Leave out the pictures and transcribe everything else exactly.

════════════════

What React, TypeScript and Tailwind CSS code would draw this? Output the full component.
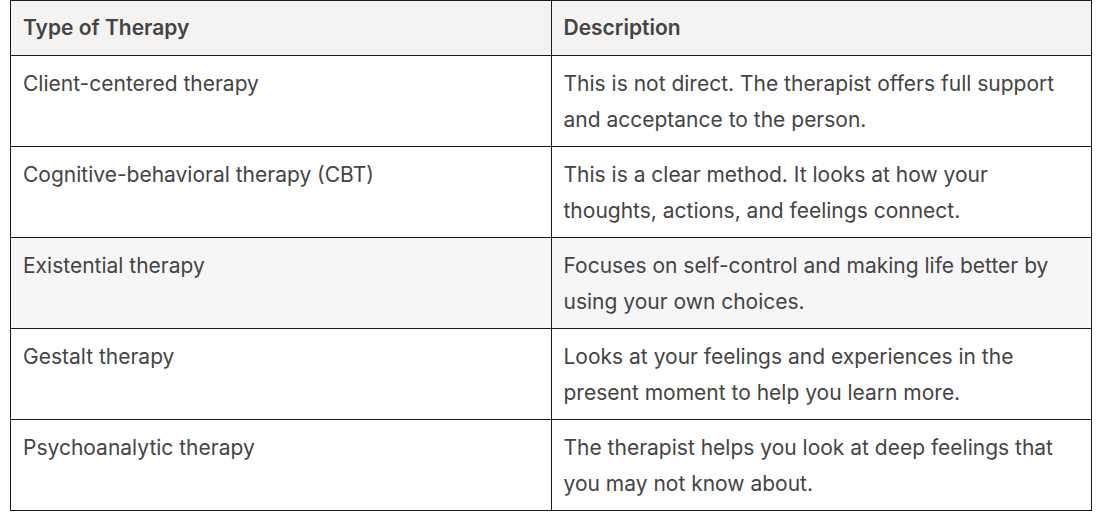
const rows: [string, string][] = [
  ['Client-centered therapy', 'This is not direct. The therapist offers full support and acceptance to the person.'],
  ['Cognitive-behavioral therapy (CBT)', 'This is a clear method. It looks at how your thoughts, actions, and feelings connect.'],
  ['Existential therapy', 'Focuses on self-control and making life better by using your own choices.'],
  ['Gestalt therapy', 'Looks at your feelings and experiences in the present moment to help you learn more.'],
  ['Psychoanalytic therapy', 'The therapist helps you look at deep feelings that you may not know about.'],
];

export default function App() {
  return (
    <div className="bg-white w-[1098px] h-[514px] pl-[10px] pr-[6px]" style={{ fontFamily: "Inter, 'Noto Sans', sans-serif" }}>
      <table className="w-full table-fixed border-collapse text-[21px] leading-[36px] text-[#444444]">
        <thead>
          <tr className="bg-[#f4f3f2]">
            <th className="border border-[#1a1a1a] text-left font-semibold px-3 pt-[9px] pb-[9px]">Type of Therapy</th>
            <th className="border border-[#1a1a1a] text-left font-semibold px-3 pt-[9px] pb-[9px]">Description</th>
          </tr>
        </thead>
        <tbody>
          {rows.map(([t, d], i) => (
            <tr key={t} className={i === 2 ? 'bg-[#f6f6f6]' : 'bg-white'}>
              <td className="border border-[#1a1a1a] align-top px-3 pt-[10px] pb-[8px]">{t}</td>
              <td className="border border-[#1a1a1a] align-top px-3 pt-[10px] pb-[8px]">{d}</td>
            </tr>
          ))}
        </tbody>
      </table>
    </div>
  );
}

════════════════

_Result below:_
What React, TypeScript and Tailwind CSS code would draw this? Output the full component.
const rows: [string, string][] = [
  ['Client-centered therapy', 'This is not direct. The therapist offers full support and acceptance to the person.'],
  ['Cognitive-behavioral therapy (CBT)', 'This is a clear method. It looks at how your thoughts, actions, and feelings connect.'],
  ['Existential therapy', 'Focuses on self-control and making life better by using your own choices.'],
  ['Gestalt therapy', 'Looks at your feelings and experiences in the present moment to help you learn more.'],
  ['Psychoanalytic therapy', 'The therapist helps you look at deep feelings that you may not know about.'],
];

export default function App() {
  return (
    <div className="bg-white w-[1098px] h-[514px] pl-[10px] pr-[6px]" style={{ fontFamily: "Inter, 'Noto Sans', sans-serif" }}>
      <table className="w-full table-fixed border-collapse text-[21px] leading-[36px] text-[#444444]">
        <thead>
          <tr className="bg-[#f4f3f2]">
            <th className="border border-[#1a1a1a] text-left font-semibold px-3 pt-[9px] pb-[9px]">Type of Therapy</th>
            <th className="border border-[#1a1a1a] text-left font-semibold px-3 pt-[9px] pb-[9px]">Description</th>
          </tr>
        </thead>
        <tbody>
          {rows.map(([t, d], i) => (
            <tr key={t} className={i === 2 ? 'bg-[#f6f6f6]' : 'bg-white'}>
              <td className="border border-[#1a1a1a] align-top px-3 pt-[10px] pb-[8px]">{t}</td>
              <td className="border border-[#1a1a1a] align-top px-3 pt-[10px] pb-[8px]">{d}</td>
            </tr>
          ))}
        </tbody>
      </table>
    </div>
  );
}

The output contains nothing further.